“Everyone knew, no one spoke about it,” said André Nirelli, a retired French farmer. From the terrace of his farm he could let his gaze wander over the hilly landscape of Corrèze in south-western France. “That’s where they stayed,” he said, pointing to a large limestone barn on his left.
They were 46 Wehrmacht soldiers and a French woman suspected of collaboration who were in the hands of a group of French resistance fighters in the early summer of 1944. From this barn the prisoners were led into a wooded area near the village of Meymac, where they had to dig pits. On June 12, 1944 they were shot and their bodies fell into the pits.
The region is known for serious war crimes committed by German soldiers: in Tulle, 50 kilometers away, SS soldiers had hung 99 civilians from balconies and lanterns three days earlier. Another SS unit committed the worst massacre of World War II in western Europe on June 10 in the town of Oradour-sur-Glane, killing 643.
At the end of June, the German War Graves Commission began searching for the remains of the Germans who had been shot near Meymac.
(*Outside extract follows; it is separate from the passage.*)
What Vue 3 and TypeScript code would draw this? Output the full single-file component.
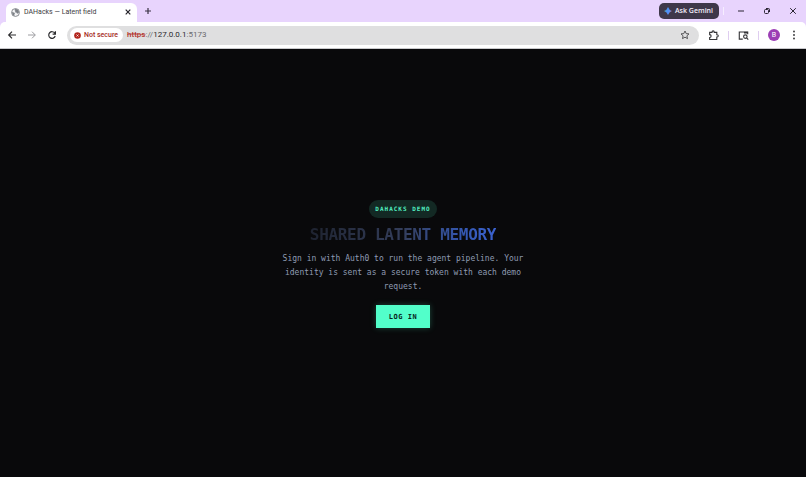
<script setup lang="ts">
import { ref } from 'vue'

const tabTitle = ref('DAHacks — Latent field')
const address = { scheme: 'https', slashes: '://', host: '127.0.0.1', port: ':5173' }
</script>

<template>
  <div class="browser">
    <header class="chrome">
      <div class="tab-strip">
        <div class="tab">
          <svg class="globe" viewBox="0 0 16 16" aria-hidden="true">
            <circle cx="8" cy="8" r="7" fill="#f4f4f6" stroke="#777a80" stroke-width="1.500" />
            <path d="M1.500 7 5 8l2 1.500-1 2V14L3 12.500Z M8 1.500 6 3.500 8 5.500 6.500 7.500l3 .5 1.500 2 3-1.500V6L12 3Z" fill="#7c8086" />
          </svg>
          <span class="tab-title">{{ tabTitle }}</span>
          <button class="icon-button close-tab" type="button" aria-label="Close tab">
            <svg viewBox="0 0 8 8"><path d="M1.700 1.700l4.600 4.600M6.300 1.700l-4.600 4.600" stroke="#25232a" stroke-width="1.200" /></svg>
          </button>
        </div>
        <button class="icon-button new-tab" type="button" aria-label="New tab">
          <svg viewBox="0 0 8 8"><path d="M4 1v6M1 4h6" stroke="#3a3244" stroke-width="1.200" /></svg>
        </button>
        <button class="gemini" type="button">
          <svg viewBox="0 0 16 16" aria-hidden="true">
            <defs>
              <linearGradient id="spark" x1="0" y1="0.300" x2="1" y2="0.700">
                <stop offset="0" stop-color="#58c08a" />
                <stop offset="0.350" stop-color="#4a90f5" />
                <stop offset="0.700" stop-color="#5b8df0" />
                <stop offset="1" stop-color="#e0645c" />
              </linearGradient>
            </defs>
            <path d="M8 0Q10 6 16 8 10 10 8 16 6 10 0 8 6 6 8 0Z" fill="url(#spark)" />
          </svg>
          <span>Ask Gemini</span>
        </button>
        <span class="strip-divider"></span>
        <div class="window-controls">
          <button class="icon-button" type="button" aria-label="Minimize">
            <svg viewBox="0 0 8 8"><path d="M1 4h6" stroke="#2b2533" /></svg>
          </button>
          <button class="icon-button" type="button" aria-label="Restore">
            <svg viewBox="0 0 8 8" fill="none" stroke="#2b2533"><rect x="1.500" y="2.500" width="4" height="4" rx="1" /><path d="M3 1.500h2.500q1 0 1 1V5" /></svg>
          </button>
          <button class="icon-button" type="button" aria-label="Close">
            <svg viewBox="0 0 8 8"><path d="M1.200 1.200l5.600 5.600M6.800 1.200L1.200 6.800" stroke="#2b2533" /></svg>
          </button>
        </div>
      </div>

      <div class="toolbar">
        <nav class="history" aria-label="History">
          <button class="icon-button" type="button" aria-label="Back">
            <svg viewBox="0 0 10 10" fill="none" stroke="#2c2c2e" stroke-width="1.200"><path d="M9 5H1.800M5 1.700 1.700 5 5 8.300" /></svg>
          </button>
          <button class="icon-button" type="button" aria-label="Forward">
            <svg viewBox="0 0 10 10" fill="none" stroke="#9c9ca0"><path d="M1 5h7.200M5 1.700 8.300 5 5 8.300" /></svg>
          </button>
          <button class="icon-button" type="button" aria-label="Reload">
            <svg viewBox="0 0 10 10" fill="none" stroke="#2c2c2e" stroke-width="1.200"><path d="M8.200 6A3.300 3.300 0 1 1 7.800 3.200L8.300 4M8.400 1.300V4.200H5.600" /></svg>
          </button>
        </nav>
        <div class="omnibox">
          <button class="security" type="button">
            <svg viewBox="0 0 8 8" aria-hidden="true"><circle cx="4" cy="4" r="3.800" fill="#b3261e" /><path d="M2.800 2.800l2.400 2.400M5.200 2.800L2.800 5.200" stroke="#fff" stroke-width="0.800" /></svg>
            <span>Not secure</span>
          </button>
          <a class="address" href="https://127.0.0.1:5173"><span class="scheme">{{ address.scheme }}</span><span>{{ address.slashes }}</span><span class="host">{{ address.host }}</span><span>{{ address.port }}</span></a>
          <button class="icon-button" type="button" aria-label="Bookmark this tab">
            <svg viewBox="0 0 10 10" fill="none" stroke="#47474a" stroke-width="0.900"><path d="M5 1l1.200 2.600 2.800.3-2.100 1.900.6 2.800L5 7.200 2.500 8.600l.6-2.800L1 3.900l2.800-.3Z" /></svg>
          </button>
        </div>
        <div class="actions">
          <button class="icon-button" type="button" aria-label="Extensions">
            <svg viewBox="0 0 12 12" fill="none" stroke="#333336" stroke-width="1.200"><path d="M1.800 2.600H4.400V2.200a1.200 1.200 0 0 1 2.400 0v.4H9.600V5.200H10a1.200 1.200 0 0 1 0 2.400H9.600v2.800H1.800V8.200a1.600 1.600 0 0 0 0-3.200Z" /></svg>
          </button>
          <span class="divider"></span>
          <button class="icon-button" type="button" aria-label="Search this page">
            <svg viewBox="0 0 12 12" fill="none" stroke="#333336" stroke-width="1.200"><path d="M5.200 10H1.400V2.200H10.600V4.600" /><path d="M6.500 2.900h4.200" stroke-width="1.800" /><circle cx="8" cy="7.200" r="1.900" /><path d="M9.400 8.600 11.200 10.600" /></svg>
          </button>
          <span class="divider"></span>
          <button class="avatar" type="button" aria-label="Profile">B</button>
          <button class="icon-button menu" type="button" aria-label="Menu">
            <svg viewBox="0 0 10 10" fill="#2f2f32"><circle cx="5" cy="1.500" r="0.900" /><circle cx="5" cy="5" r="0.900" /><circle cx="5" cy="8.500" r="0.900" /></svg>
          </button>
        </div>
      </div>
    </header>

    <main class="page">
      <section class="hero">
        <span class="badge">DAHACKS DEMO</span>
        <h1>SHARED LATENT MEMORY</h1>
        <p>Sign in with Auth0 to run the agent pipeline. Your identity is sent as a secure token with each demo request.</p>
        <button class="login" type="button">LOG IN</button>
      </section>
    </main>
  </div>
</template>

<style>
body {
  margin: 0;
  background: #09090b;
}
</style>

<style scoped>
.browser {
  display: flex;
  flex-direction: column;
  min-height: 100vh;
  font-family: Roboto, "Open Sans", sans-serif;
  font-size: 7px;
  line-height: 10px;
}

button {
  border: 0;
  padding: 0;
  margin: 0;
  background: none;
  color: inherit;
  font: inherit;
}

svg {
  display: block;
  flex: none;
}

.chrome {
  background: #e8d4fd;
  border-bottom: 1px solid #c9c9cc;
}

.tab-strip {
  display: flex;
  align-items: center;
  height: 22px;
  padding: 0 6px;
}

.tab {
  display: flex;
  align-items: center;
  align-self: flex-end;
  box-sizing: border-box;
  width: 131px;
  height: 19px;
  padding: 0 5px 1px;
  border-radius: 6px 6px 0 0;
  background: #fff;
  color: #3e3d43;
}

.globe {
  width: 9px;
  height: 9px;
}

.tab-title {
  flex: 1;
  padding-left: 4px;
  white-space: nowrap;
}

.icon-button {
  display: flex;
  align-items: center;
  justify-content: center;
}

.icon-button svg {
  width: 10px;
  height: 10px;
}

.close-tab svg,
.new-tab svg,
.window-controls svg {
  width: 8px;
  height: 8px;
}

.new-tab {
  margin-left: 7px;
}

.gemini {
  display: flex;
  align-items: center;
  gap: 3px;
  height: 16px;
  margin-left: auto;
  padding: 0 6px 0 5px;
  border-radius: 5px;
  background: #3f384a;
  color: #f5effb;
  font-family: "Open Sans", sans-serif;
  font-weight: 600;
  white-space: nowrap;
}

.gemini svg {
  width: 8px;
  height: 8px;
}

.strip-divider {
  width: 1px;
  height: 8px;
  margin: 0 13px 0 4px;
  background: #f6edff;
}

.window-controls {
  display: flex;
  gap: 18px;
  padding-right: 3px;
}

.toolbar {
  display: flex;
  align-items: center;
  height: 26px;
  padding: 0 7px;
  border-radius: 5px 5px 0 0;
  background: #fff;
}

.history {
  display: flex;
  gap: 10px;
}

.omnibox {
  display: flex;
  align-items: center;
  flex: 1;
  height: 19px;
  margin-left: 10px;
  padding: 0 9px 0 3px;
  border-radius: 10px;
  background: #dfdfe0;
}

.security {
  display: flex;
  align-items: center;
  gap: 3px;
  height: 14px;
  padding: 0 5px 0 4px;
  border-radius: 7px;
  background: #fff;
  color: #a52a24;
  font-weight: 500;
  white-space: nowrap;
}

.security svg {
  width: 7px;
  height: 7px;
}

.address {
  flex: 1;
  padding-left: 4px;
  color: #6a6a6e;
  font-size: 8px;
  text-decoration: none;
}

.scheme {
  color: #b3362f;
  font-weight: 500;
  text-decoration: line-through rgba(179, 54, 47, 0.5);
}

.host {
  color: #29292c;
}

.actions {
  display: flex;
  align-items: center;
  gap: 9px;
  padding-left: 9px;
}

.actions svg {
  width: 11px;
  height: 11px;
}

.actions .menu svg {
  width: 10px;
  height: 10px;
}

.divider {
  width: 1px;
  height: 9px;
  background: #dfcdf0;
}

.avatar {
  width: 12px;
  height: 12px;
  border-radius: 50%;
  background: #9c3eb5;
  color: #fff;
  font-size: 7px;
  text-align: center;
}

.page {
  display: flex;
  flex: 1;
  align-items: center;
  justify-content: center;
  padding-top: 2px;
  background: #09090b;
  font-family: "DejaVu Sans Mono", monospace;
}

.hero {
  display: flex;
  flex-direction: column;
  align-items: center;
  max-width: 252px;
  text-align: center;
}

.badge {
  padding: 4px 6px;
  border-radius: 9px;
  background: #132924;
  color: #52efc0;
  font-size: 6px;
  font-weight: 700;
  letter-spacing: 1px;
}

h1 {
  margin: 7px 0;
  background: linear-gradient(90deg, #1e2330 0%, #343e5b 50%, #3457b0 82%, #3b62d0 100%);
  background-clip: text;
  color: transparent;
  font-size: 16px;
  font-weight: 700;
  line-height: 20px;
  letter-spacing: -0.02em;
  white-space: nowrap;
}

p {
  margin: 0 0 11px;
  color: #8f9bb3;
  font-size: 8px;
  line-height: 14px;
}

.login {
  height: 23px;
  padding: 0 13px;
  background: #52ffca;
  box-shadow: 0 0 6px rgba(82, 255, 202, 0.25);
  color: #08251d;
  font-size: 7px;
  font-weight: 700;
  letter-spacing: 0.08em;
}
</style>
Soil analysis provided evidence of a possible mass grave. The excavations for the bodies began on Wednesday – initially without any finds, as the Volksbund announced on Wednesday evening. The work should last until the end of August. In 1967 there had already been a first excavation, during which the bodies of eleven people were recovered.
“We would like to find the second mass grave, with probably 36 dead,” said Thomas Schock, head of the reburial service at the German War Graves Commission, at the beginning of the excavation. “The eyewitnesses showed us this place. The ground-penetrating radar has traveled over this area and there are anomalies in the earth,” he continued.
The search was triggered by the report of the last eyewitness to the executions, who broke his silence after more than seven decades. “It was a war crime,” said 98-year-old Edmond Réveil, who had no idea what a stir it would cause. For weeks he had told his story over and over again, patiently but cautiously.
How his French resistance group had “inherited” the German prisoners back then and didn’t know what to do with them. How its commander, a German-speaking Alsatian, had “cried like a child” when speaking to the Germans. How the Wehrmacht soldiers looked at photos of their families before the shooting. “They weren’t young soldiers, the boys were in Russia,” the old man recalls. He didn’t shoot himself.
He evaded questions about why he was silent for so long and what made him speak now in old age. “It had to be said,” he just murmured. Was he afraid of criminal prosecution? Didn’t he want to betray the comrades who had vowed not to talk about it?
Despite her vow of silence, word got around in Meymac at the time. “If they’d had a few glasses…” Nirelli recalled. When he was ten years old, he observed human skeletons being dug up in the forest. “The skulls impressed me,” he recalled. “One had a hole in the back.”
In fact, the German War Graves Commission had already been looking for the remains of German soldiers in the 1960s. Eleven of them were recovered and buried in a German military cemetery in western France.
It is unclear who initiated the search at the time. The prefect of Corrèze, Étienne Desplanques, mentioned a 1969 report by the Volksbund, after which the then mayor asked that the search not be continued.
There is some evidence that there was concern that the reputation of French resistance fighters could be tarnished. “There was an omertà,” said the mayor of Meymac, Philippe Brugère, referring to the collective silence surrounding the Italian mafia. “Nobody wanted history to boil over and tarnish the image of the resistance.”
This feeling can still be felt today. “Réveil would have done better to remain silent,” said former farmer Nirelli. On the other hand, he has understanding for the descendants of the German soldiers, who get certainty in this way. “Maybe you have to know what happened first,” he added thoughtfully.
The German historian Peter Lieb noted that there is no systematic investigation of possible crimes committed by the French resistance. “It remains a difficult issue,” he said. In his research, Lieb comes across ten cases – excluding Meymac – in which resistance fighters shot a total of 350 German soldiers.
Réveil, 98, said the partisans were unable to care for a large group of prisoners of war. “It was not an act of revenge,” he emphasized. He said he knew nothing about the SS massacres a few days earlier in Tulle and Oradour-sur-Glane.
Réveil looked relieved that his confession had lifted a lifelong burden. He would like a memorial stone to be erected in the Meymac Forest for the dead Germans. It would be a first in France.